New York City

Will Eric Adams be a political player in the June primaries?

The mayor has made three Assembly endorsements so far, but he might not care as much as de Blasio.

Eric Adams and Assembly Member Eddie Gibbs.

Eric Adams and Assembly Member Eddie Gibbs. Jack Lobel

Eric Adams dipped his toe into electoral politics as mayor of New York City with three Assembly endorsements, and progressives have noticed a trend: He backed Nikki Lucas and Brian Cunningham of Brooklyn and Assembly Member Eddie Gibbs of East Harlem, who are each facing opponents endorsed by the Working Families Party.

“This speaks to the difference between movement politics and machine politics,” WFP spokesperson Ravi Mangla told City & State. “We want candidates who will be responsive to their communities. Adams wants candidates who will be responsive to him.”

And WFP-backed Wil López is fundraising off the fact that Adams endorsed his opponent, saying it means that Gibbs and Adams “want to return our city to the days of ‘stop and frisk.’” Adams is popular right now in most parts of the city – and won Gibbs’ district in the 2021 primary – but there’s a strong anti-Adams faction out there, and they might donate. 

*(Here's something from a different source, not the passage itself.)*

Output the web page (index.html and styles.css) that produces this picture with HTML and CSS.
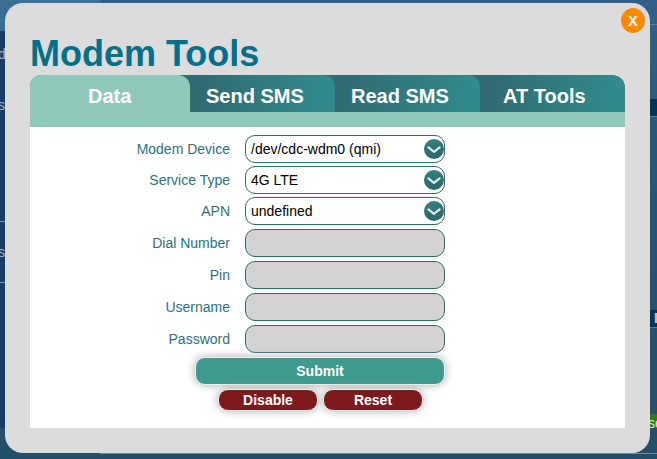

Adams will be an in-demand endorser this year, but insiders said, so far, he’s not going out on a limb, and only supporting folks he knows and likes. Cunningham, who has the support of the Brooklyn Democratic Party, which is close to Adams, wouldn’t get into specifics about how the endorsement came about. But Gibbs’ team said the Assembly member and the mayor talk often, and that Adams offered up the endorsement himself. And despite opponents’ assertions, it’s not like Adams’ picks are all centrists. Cunningham has some progressive support and was the WFP’s candidate the last time he ran for office (while Adams endorsed his 2017 opponent, incumbent Council Member Mathieu Eugene). Cunningham said Adams’ support of him over Jelanie DeShong, who was endorsed by the WFP, “was more of a validation of work that people have done in communities before the election cycle.”

Lucas’ commanding special election win over WFP candidate Keron Alleyne must have felt good for Adams after his political team’s failure to crown their preferred candidate for City Council speaker. But there’s a lot of primary season left, and observers were eager to see how involved Adams gets in these races and others. And, crucially, whether there is money attached. Adams ally (and Cuomo platformer) the Rev. Alfred Cockfield founded the Striving for a Better New York PAC and raised $1.2 million through January with the mayor’s help. Cockfield downplayed Adams’ influence, saying endorsements were up to the board.

“We sent questionnaires out; we’re waiting for responses. Once we get those, we make a decision and cut a check,” he told City & State. But the PAC makes no secret of supporting the mayor’s agenda, and campaign insiders expect the PAC could be taking cues from Adams’ endorsements.

Adams isn’t the political animal that his predecessor was, and while that may cost him influence, it could also save him some headaches. Former Mayor Bill de Blasio went all-in on flipping the state Senate to Democratic control in his first year in office, but his fundraising efforts earned him a corruption investigation. Sources close to Adams don’t expect him to get too deeply involved in this year’s primaries – though at least one more endorsement may be coming soon, as a close aide to Adams, Hercules Reid, is running for Assembly Member N. Nick Perry’s soon-to-be-vacated seat. As he was getting into his car after an unrelated event Wednesday, City & State asked Adams if more endorsements were coming. “Focus,” he said with a laugh, “focus.”